Waktu kitong jadi anana Sekolah Minggu atau Kelompok Pengajian pasti kaka Pengasuh pake MP dalam menyampaikan berita tentang Tuhan. Oleh karena itu, kalo kitong tra akui bahwa Melayu Papua su lahir lebih dari dua abad maka kitong tipu diri sendiri dan kebenaran MP itu trada pada kitong. Tapi, kalo kitong akui bahwa MP adalah salah satu jati diri orang Papua yang su ada sebelum Belanda dan Indonesia injak kitong pu Tanah Papua maka semua orang akan tau dan akui bahwa kitong memang pu bahasa sendiri dan beda.

Secara politis, bukan secara linguistik, ada perbedaan antara ‘bahasa’ dan ‘dialek’. Kalo kitong akui MP sebagai ‘dialek’ maka de pu status lebih rendah dari Bahasa Indonesia Baku dan sama sekali dianggap remeh oleh orang-orang yang bukan Papua (kecuali amber yang su lahir dan besar di Tanah Papua). Tapi, kalo kitong akui bahwa MP adalah ‘bahasa’ karena sejarah perkembangan dan proses pembentukan su membuktikannya sendiri maka MP yang nan kas tau sama orang lain bahwa kitong memang beda dan MP adalah identitas diri orang Papua.
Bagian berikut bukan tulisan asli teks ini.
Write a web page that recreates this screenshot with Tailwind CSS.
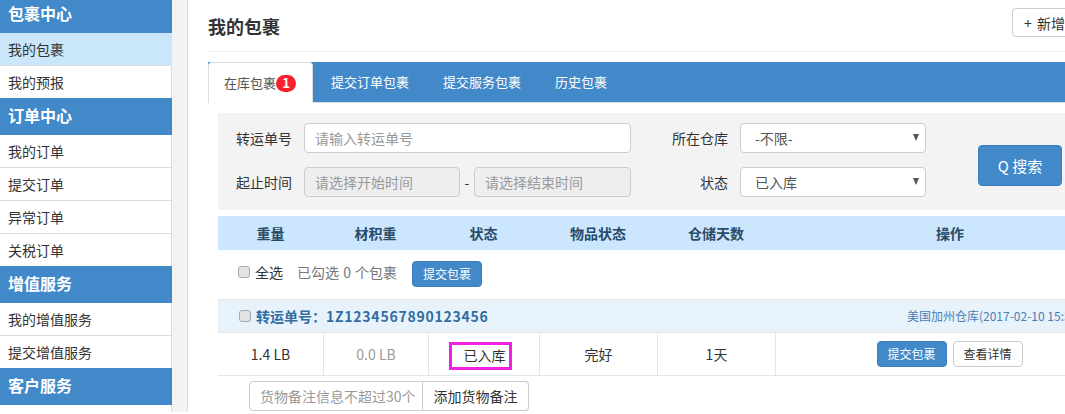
<!DOCTYPE html>
<html lang="zh-CN">

<head>
  <meta charset="UTF-8" />
  <title>我的包裹</title>
  <script src="https://cdn.jsdelivr.net/npm/@tailwindcss/browser@4"></script>
</head>

<body class="h-[414px] w-[1065px] overflow-hidden bg-white font-['Noto_Sans_CJK_SC',sans-serif] text-sm text-[#333]">
  <div class="flex h-[412px] w-[1065px]">
    <!-- sidebar -->
    <aside class="w-[172px] shrink-0 border-r border-[#ddd]">
      <div class="-mr-px flex h-[33px] items-center bg-[#4189c9] pb-2 pl-2 text-base font-bold text-white">包裹中心</div>
      <div class="flex h-[33px] items-center border-b border-[#ddd] bg-[#c9e6fa] pl-2">我的包裹</div>
      <div class="flex h-[32px] items-center pl-2">我的预报</div>
      <div class="-mr-px flex h-[37px] items-center bg-[#4189c9] pb-1 pl-2 text-base font-bold text-white">订单中心</div>
      <div class="flex h-[33px] items-center border-b border-[#ddd] pl-2">我的订单</div>
      <div class="flex h-[33px] items-center border-b border-[#ddd] pl-2">提交订单</div>
      <div class="flex h-[33px] items-center border-b border-[#ddd] pl-2">异常订单</div>
      <div class="flex h-[32px] items-center pl-2">关税订单</div>
      <div class="-mr-px flex h-[37px] items-center bg-[#4189c9] pb-1 pl-2 text-base font-bold text-white">增值服务</div>
      <div class="flex h-[33px] items-center border-b border-[#ddd] pl-2">我的增值服务</div>
      <div class="flex h-[32px] items-center pl-2">提交增值服务</div>
      <div class="-mr-px flex h-[37px] items-center bg-[#4189c9] pb-1 pl-2 text-base font-bold text-white">客户服务</div>
    </aside>
    <div class="w-[16px] shrink-0 border-r border-[#ddd] bg-[#f3f3f3]"></div>

    <!-- main -->
    <main class="w-[877px] shrink-0 pl-5">
      <div class="flex h-[52px] items-start justify-between border-b border-[#eee]">
        <h1 class="mt-[13px] text-lg leading-[26px] font-bold text-[#333]">我的包裹</h1>
        <button class="mt-2 -mr-[27px] h-[29px] w-[80px] shrink-0 rounded border border-[#ccc] pl-[11px] text-left text-sm [word-spacing:2px]">+ 新增</button>
      </div>

      <nav class="mt-[10px] flex h-[41px] border-b border-[#ddd] bg-[#4189c9] text-[13px] text-white">
        <div class="flex h-[41px] w-[105px] items-center rounded-t border border-b-0 border-[#ddd] bg-white pl-[15px] text-[#555]">
          在库包裹<span class="flex h-[17px] w-5 items-center justify-center rounded-full bg-[#f5222d] text-[13px] font-bold text-white">1</span>
        </div>
        <div class="ml-[18px] flex items-center">提交订单包裹</div>
        <div class="ml-[34px] flex items-center">提交服务包裹</div>
        <div class="ml-[34px] flex items-center">历史包裹</div>
      </nav>

      <form class="mt-[10px] ml-[10px] flex h-[97px] bg-[#f3f3f3] pt-[10px]">
        <div class="flex w-[708px] shrink-0 flex-col gap-[14px]">
          <div class="flex items-center">
            <label class="w-[74px] text-right">转运单号</label>
            <input class="ml-3 h-[30px] w-[327px] rounded border border-[#ccc] bg-white px-[10px] placeholder:text-[#999]" placeholder="请输入转运单号" />
            <label class="w-[97px] text-right">所在仓库</label>
            <div class="relative ml-3 w-[186px]">
              <select class="h-[30px] w-full appearance-none rounded border border-[#ccc] bg-white pl-[14px] text-[#555]">
                <option>-不限-</option>
              </select>
              <svg class="absolute top-[11px] right-[7px]" width="6" height="7" viewBox="0 0 6 7"><path d="M0 0H6L3 7Z" fill="#555" /></svg>
            </div>
          </div>
          <div class="flex items-center">
            <label class="w-[74px] text-right">起止时间</label>
            <input class="ml-3 h-[30px] w-[156px] rounded border border-[#ccc] bg-[#eee] px-[10px] placeholder:text-[#999]" placeholder="请选择开始时间" disabled />
            <span class="w-[14px] text-center">-</span>
            <input class="h-[30px] w-[157px] rounded border border-[#ccc] bg-[#eee] px-[10px] placeholder:text-[#999]" placeholder="请选择结束时间" disabled />
            <label class="w-[97px] text-right">状态</label>
            <div class="relative ml-3 w-[186px]">
              <select class="h-[30px] w-full appearance-none rounded border border-[#ccc] bg-white pl-[14px] text-[#555]">
                <option>已入库</option>
              </select>
              <svg class="absolute top-[11px] right-[7px]" width="6" height="7" viewBox="0 0 6 7"><path d="M0 0H6L3 7Z" fill="#555" /></svg>
            </div>
          </div>
        </div>
        <button type="button" class="mt-[22px] ml-[52px] h-[41px] w-[84px] shrink-0 rounded border border-[#3a7fbd] bg-[#4189c9] text-[15px] text-white">Q 搜索</button>
      </form>

      <section class="mt-[6px] ml-[10px] w-[907px]">
        <div class="flex h-[34px] items-center bg-[#cce6fd] text-center font-bold text-[#2a4a68]">
          <div class="w-[105px]">重量</div>
          <div class="w-[105px]">材积重</div>
          <div class="w-[111px]">状态</div>
          <div class="w-[118px]">物品状态</div>
          <div class="w-[118px]">仓储天数</div>
          <div class="w-[350px]">操作</div>
        </div>

        <div class="flex h-[49px] items-center pb-[2px] pl-5">
          <div class="flex items-center pb-1">
            <input type="checkbox" class="h-3 w-3 appearance-none rounded-[3px] border border-[#aaa] bg-[#e2e2e2]" />
            <span class="ml-[5px]">全选</span>
            <span class="ml-[14px] w-[100px] whitespace-nowrap text-[#777] [word-spacing:1px]">已勾选 0 个包裹</span>
          </div>
          <button class="ml-[15px] h-[26px] w-[70px] rounded border border-[#3a7fbd] bg-[#4189c9] text-xs text-white">提交包裹</button>
        </div>

        <div class="flex h-[34px] items-center justify-between border-y border-[#e6e6e6] bg-[#e8f2fb] pr-[27px] pl-[21px]">
          <div class="flex items-center font-bold text-[#2f6da4]">
            <input type="checkbox" class="h-3 w-3 appearance-none rounded-[3px] border border-[#aaa] bg-[#e2e2e2]" />
            <span class="ml-[5px]">转运单号<span class="font-['Noto_Sans_CJK_TC',sans-serif]">：</span></span><span class="tracking-[0.75px]">1Z1234567890123456</span>
          </div>
          <div class="text-xs text-[#4a7fb5]">美国加州仓库(2017-02-10 15:30:20)</div>
        </div>

        <div class="flex h-[43px] border-b border-[#e6e6e6] text-center">
          <div class="flex w-[105px] items-center justify-center">1.4 LB</div>
          <div class="flex w-[105px] items-center justify-center border-l border-[#e6e6e6] text-[#999]">0.0 LB</div>
          <div class="flex w-[111px] items-center justify-center border-l border-[#e6e6e6] pt-1 pr-2">
            <span class="h-[28px] w-[63px] border-[3px] border-[#f01ee6] pl-[12px] text-left leading-[20px] whitespace-nowrap">已入库</span>
          </div>
          <div class="flex w-[118px] items-center justify-center border-l border-[#e6e6e6]">完好</div>
          <div class="flex w-[118px] items-center justify-center border-l border-[#e6e6e6]">1天</div>
          <div class="flex w-[350px] items-center justify-center gap-[6px] border-l border-[#e6e6e6] pr-[2px]">
            <button class="h-[26px] w-[70px] rounded border border-[#3a7fbd] bg-[#4189c9] text-xs text-white">提交包裹</button>
            <button class="h-[26px] w-[70px] rounded border border-[#ccc] bg-white text-xs">查看详情</button>
          </div>
        </div>

        <div class="mt-[5px] ml-[31px] flex h-[30px] w-[280px]">
          <input class="w-[174px] rounded-l border border-[#ccc] pl-[10px] placeholder:text-[#999]" placeholder="货物备注信息不超过30个" />
          <button class="w-[106px] rounded-r border border-l-0 border-[#ccc] bg-white">添加货物备注</button>
        </div>
      </section>
    </main>
  </div>
</body>

</html>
Jadi, bukan saja ikon ‘Cenderawasih, Mambruk, Kasuari dan Bintang Kejora yang jadi kitong pu jati diri tapi MP juga jadi kitong pu kebanggaan.

253 kelompok etnis Papua hidup bersama berabad-abad di Tanah Papua karena MP sebagai perekat pemersatu dan Injil sebagai penawar yang bikin kitong kuat untuk hadapi semua penderitaan yang kitong alami di atas tanah tercinta Tanah Cenderawasih, Sup Mambesak.

DIRGAHAYU HUT INJIL MASUK TANAH PAPUA DAN MP!!!